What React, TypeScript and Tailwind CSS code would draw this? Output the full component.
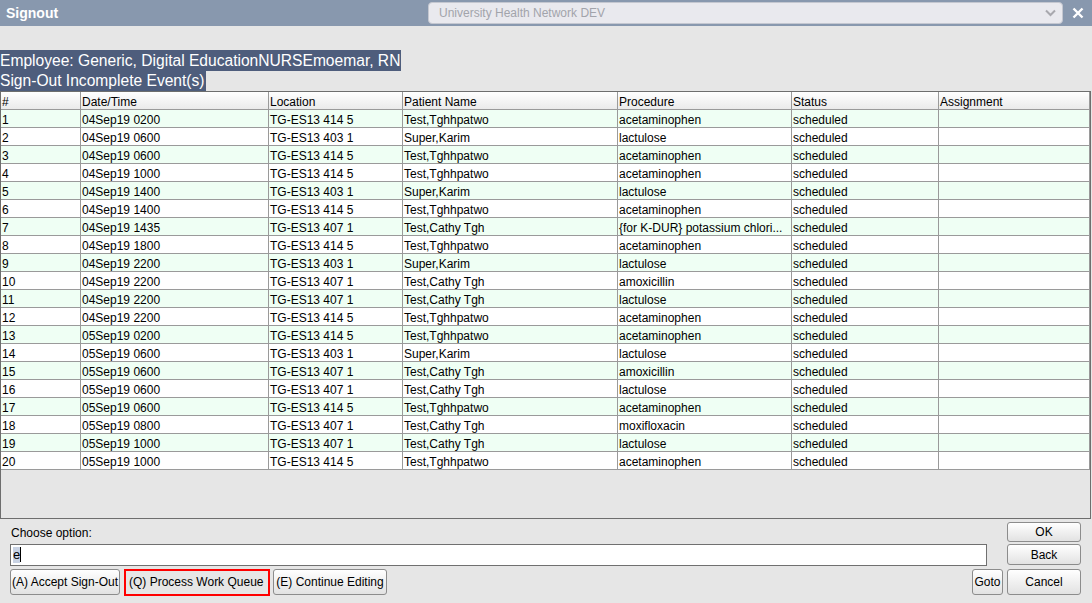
import React from "react";

const rows: string[][] = [
  ["1", "04Sep19 0200", "TG-ES13 414 5", "Test,Tghhpatwo", "acetaminophen"],
  ["2", "04Sep19 0600", "TG-ES13 403 1", "Super,Karim", "lactulose"],
  ["3", "04Sep19 0600", "TG-ES13 414 5", "Test,Tghhpatwo", "acetaminophen"],
  ["4", "04Sep19 1000", "TG-ES13 414 5", "Test,Tghhpatwo", "acetaminophen"],
  ["5", "04Sep19 1400", "TG-ES13 403 1", "Super,Karim", "lactulose"],
  ["6", "04Sep19 1400", "TG-ES13 414 5", "Test,Tghhpatwo", "acetaminophen"],
  ["7", "04Sep19 1435", "TG-ES13 407 1", "Test,Cathy Tgh", "{for K-DUR} potassium chlori..."],
  ["8", "04Sep19 1800", "TG-ES13 414 5", "Test,Tghhpatwo", "acetaminophen"],
  ["9", "04Sep19 2200", "TG-ES13 403 1", "Super,Karim", "lactulose"],
  ["10", "04Sep19 2200", "TG-ES13 407 1", "Test,Cathy Tgh", "amoxicillin"],
  ["11", "04Sep19 2200", "TG-ES13 407 1", "Test,Cathy Tgh", "lactulose"],
  ["12", "04Sep19 2200", "TG-ES13 414 5", "Test,Tghhpatwo", "acetaminophen"],
  ["13", "05Sep19 0200", "TG-ES13 414 5", "Test,Tghhpatwo", "acetaminophen"],
  ["14", "05Sep19 0600", "TG-ES13 403 1", "Super,Karim", "lactulose"],
  ["15", "05Sep19 0600", "TG-ES13 407 1", "Test,Cathy Tgh", "amoxicillin"],
  ["16", "05Sep19 0600", "TG-ES13 407 1", "Test,Cathy Tgh", "lactulose"],
  ["17", "05Sep19 0600", "TG-ES13 414 5", "Test,Tghhpatwo", "acetaminophen"],
  ["18", "05Sep19 0800", "TG-ES13 407 1", "Test,Cathy Tgh", "moxifloxacin"],
  ["19", "05Sep19 1000", "TG-ES13 407 1", "Test,Cathy Tgh", "lactulose"],
  ["20", "05Sep19 1000", "TG-ES13 414 5", "Test,Tghhpatwo", "acetaminophen"],
];

const headers = ["#", "Date/Time", "Location", "Patient Name", "Procedure", "Status", "Assignment"];
const gridCols = "grid grid-cols-[80px_188px_134px_215px_174px_147px_1fr]";
const cellCls =
  "border-r border-b border-[#9a9a9a] text-[12px] leading-[14px] pt-[3px] pl-[1px] whitespace-nowrap overflow-hidden";

function Btn({ children, className = "" }: { children: React.ReactNode; className?: string }) {
  return (
    <button
      className={
        "flex items-center justify-center rounded-[3px] border border-[#8c8c8c] bg-gradient-to-b from-[#ffffff] to-[#e2e2e2] text-[12px] text-black leading-none whitespace-nowrap " +
        className
      }
    >
      {children}
    </button>
  );
}

export default function App() {
  return (
    <div className="w-[1092px] h-[603px] bg-[#e6e6e6] overflow-hidden font-['Liberation_Sans',Arial,sans-serif] text-black">
      {/* Title bar */}
      <div className="h-[26px] bg-[#8898ae] flex items-center">
        <div className="pl-[6px] w-[428px] text-white font-bold text-[14px]">Signout</div>
        <div className="w-[635px] h-[22px] rounded-[4px] border border-[#c4c7d0] bg-[#e9e9ee] flex items-center pl-[10px] pr-[6px]">
          <span className="flex-1 text-[12px] text-[#a2a4ab]">University Health Network DEV</span>
          <svg width="11" height="8" viewBox="0 0 11 8">
            <path d="M1 1.5 L5.5 6 L10 1.5" stroke="#a8a8ae" strokeWidth="2" fill="none" />
          </svg>
        </div>
        <div className="flex-1 flex items-center justify-center">
          <svg width="12" height="12" viewBox="0 0 12 12">
            <path d="M1.5 1.5 L10.5 10.5 M10.5 1.5 L1.5 10.5" stroke="#ffffff" strokeWidth="2.4" />
          </svg>
        </div>
      </div>

      {/* Heading lines */}
      <div className="pt-[24px]">
        <div className="w-fit bg-[#4e5d7c] text-white text-[15.6px] leading-[21px] pr-[1px]">
          Employee: Generic, Digital EducationNURSEmoemar, RN
        </div>
        <div className="w-fit bg-[#4e5d7c] text-white text-[15.6px] leading-[20px] pr-[1px]">
          Sign-Out Incomplete Event(s)
        </div>
      </div>

      {/* Table */}
      <div className="mr-[1px] h-[428px] border border-[#6e6e6e] bg-[#e6e6e6] overflow-hidden">
        <div className={gridCols + " h-[18px] bg-gradient-to-b from-[#ffffff] to-[#e9e9e9]"}>
          {headers.map((h, i) => (
            <div key={i} className={cellCls}>
              {h}
            </div>
          ))}
        </div>
        {rows.map((r, idx) => (
          <div
            key={idx}
            className={gridCols + " h-[18px] " + (idx % 2 === 0 ? "bg-[#effff4]" : "bg-white")}
          >
            {[...r, "scheduled", ""].map((c, i) => (
              <div key={i} className={cellCls}>
                {c}
              </div>
            ))}
          </div>
        ))}
      </div>

      {/* Bottom area */}
      <div className="pt-[3px]">
        <div className="flex items-center h-[20px]">
          <div className="pl-[11px] w-[1007px] text-[12px] pt-[2px]">Choose option:</div>
          <Btn className="w-[74px] h-[20px]">OK</Btn>
        </div>
        <div className="flex items-center h-[23px] mt-[1px]">
          <div className="ml-[10px] w-[977px] h-[22px] bg-white border border-[#707070] flex items-center pl-[2px]">
            <span className="bg-[#c9d3e4] text-[13px] leading-[16px]">e</span>
            <span className="w-[1px] h-[15px] bg-black"></span>
          </div>
          <div className="w-[20px]"></div>
          <Btn className="w-[74px] h-[21px]">Back</Btn>
        </div>
        <div className="flex items-center h-[26px] mt-[3px]">
          <div className="w-[10px]"></div>
          <Btn className="w-[110px] h-[26px] px-[2px]">(A) Accept Sign-Out</Btn>
          <div className="w-[4px]"></div>
          <div className="border-2 border-[#ff0000] h-[27px] w-[146px] flex items-center">
            <span className="text-[12px] pl-[3px] whitespace-nowrap">(Q) Process Work Queue</span>
          </div>
          <div className="w-[3px]"></div>
          <Btn className="w-[114px] h-[26px]">(E) Continue Editing</Btn>
          <div className="w-[585px]"></div>
          <Btn className="w-[31px] h-[26px]">Goto</Btn>
          <div className="w-[4px]"></div>
          <Btn className="w-[74px] h-[26px]">Cancel</Btn>
        </div>
      </div>
    </div>
  );
}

(GIVEN TASK):
Write out each line of the listing above, exactly, from its first line to the line holding "import React from", inclusive. Skip the pictures.

(OUTPUT BELOW):
What React, TypeScript and Tailwind CSS code would draw this? Output the full component.
import React from "react";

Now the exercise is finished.